> **INFORMATION SUPPLIED**:

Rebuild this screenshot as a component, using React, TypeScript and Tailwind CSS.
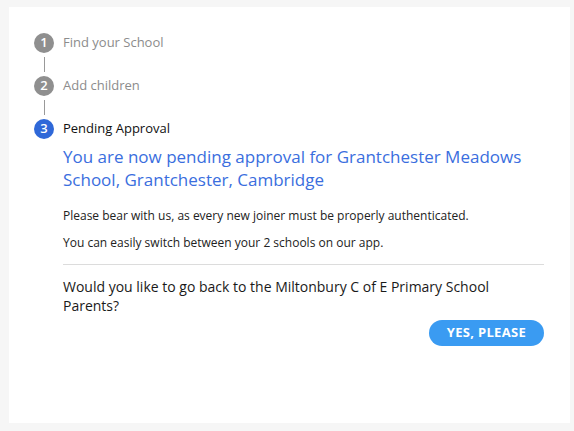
const steps = [
  { n: 1, label: 'Find your School', done: true },
  { n: 2, label: 'Add children', done: true },
  { n: 3, label: 'Pending Approval', done: false },
];

export default function App() {
  return (
    <div className="min-h-screen bg-[#f6f6f6] pt-[7px] pl-[9px] font-['Open_Sans',sans-serif]">
      <div className="w-[561px] h-[416px] bg-white pt-[26px] pl-[25px] pr-[26px]">
        {steps.map((s) => (
          <div key={s.n}>
            <div className="flex items-center gap-[9px] h-[20px]">
              <div
                className={
                  s.done
                    ? 'w-[20px] h-[20px] rounded-full bg-[#8f8f8f] text-white text-[13px] font-semibold flex items-center justify-center'
                    : 'w-[20px] h-[20px] rounded-full bg-[#2f68d8] text-white text-[13px] font-semibold flex items-center justify-center'
                }
              >
                {s.n}
              </div>
              <span className={s.done ? 'text-[13px] text-[#8c8c8c]' : 'text-[13px] text-[#111]'}>
                {s.label}
              </span>
            </div>
            {s.done && <div className="ml-[9.5px] my-[4px] w-px h-[15px] bg-[#999]" />}
          </div>
        ))}
        <div className="pl-[29px]">
          <h1 className="mt-[6px] text-[17px] leading-[23px] text-[#3a6ede]">
            You are now pending approval for Grantchester Meadows School, Grantchester, Cambridge
          </h1>
          <p className="mt-[16px] text-[12px] leading-[18px] text-[#222]">
            Please bear with us, as every new joiner must be properly authenticated.
          </p>
          <p className="mt-[9px] text-[12px] leading-[18px] text-[#222]">
            You can easily switch between your 2 schools on our app.
          </p>
          <div className="mt-[12px] h-px bg-[#dcdcdc]" />
          <p className="mt-[12px] text-[14px] leading-[19px] text-[#1a1a1a]">
            Would you like to go back to the Miltonbury C of E Primary School Parents?
          </p>
          <div className="flex justify-end mt-[5px]">
            <button className="h-[26px] px-[18px] rounded-full bg-[#3a9bf2] text-white text-[13px] tracking-[0.3px] font-bold">
              YES, PLEASE
            </button>
          </div>
        </div>
      </div>
    </div>
  );
}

> **WORK TO DO**:
Would you return the data exactly as written, without the pictures?

> **SOLUTION BELOW**:
Rebuild this screenshot as a component, using React, TypeScript and Tailwind CSS.
const steps = [
  { n: 1, label: 'Find your School', done: true },
  { n: 2, label: 'Add children', done: true },
  { n: 3, label: 'Pending Approval', done: false },
];

export default function App() {
  return (
    <div className="min-h-screen bg-[#f6f6f6] pt-[7px] pl-[9px] font-['Open_Sans',sans-serif]">
      <div className="w-[561px] h-[416px] bg-white pt-[26px] pl-[25px] pr-[26px]">
        {steps.map((s) => (
          <div key={s.n}>
            <div className="flex items-center gap-[9px] h-[20px]">
              <div
                className={
                  s.done
                    ? 'w-[20px] h-[20px] rounded-full bg-[#8f8f8f] text-white text-[13px] font-semibold flex items-center justify-center'
                    : 'w-[20px] h-[20px] rounded-full bg-[#2f68d8] text-white text-[13px] font-semibold flex items-center justify-center'
                }
              >
                {s.n}
              </div>
              <span className={s.done ? 'text-[13px] text-[#8c8c8c]' : 'text-[13px] text-[#111]'}>
                {s.label}
              </span>
            </div>
            {s.done && <div className="ml-[9.5px] my-[4px] w-px h-[15px] bg-[#999]" />}
          </div>
        ))}
        <div className="pl-[29px]">
          <h1 className="mt-[6px] text-[17px] leading-[23px] text-[#3a6ede]">
            You are now pending approval for Grantchester Meadows School, Grantchester, Cambridge
          </h1>
          <p className="mt-[16px] text-[12px] leading-[18px] text-[#222]">
            Please bear with us, as every new joiner must be properly authenticated.
          </p>
          <p className="mt-[9px] text-[12px] leading-[18px] text-[#222]">
            You can easily switch between your 2 schools on our app.
          </p>
          <div className="mt-[12px] h-px bg-[#dcdcdc]" />
          <p className="mt-[12px] text-[14px] leading-[19px] text-[#1a1a1a]">
            Would you like to go back to the Miltonbury C of E Primary School Parents?
          </p>
          <div className="flex justify-end mt-[5px]">
            <button className="h-[26px] px-[18px] rounded-full bg-[#3a9bf2] text-white text-[13px] tracking-[0.3px] font-bold">
              YES, PLEASE
            </button>
          </div>
        </div>
      </div>
    </div>
  );
}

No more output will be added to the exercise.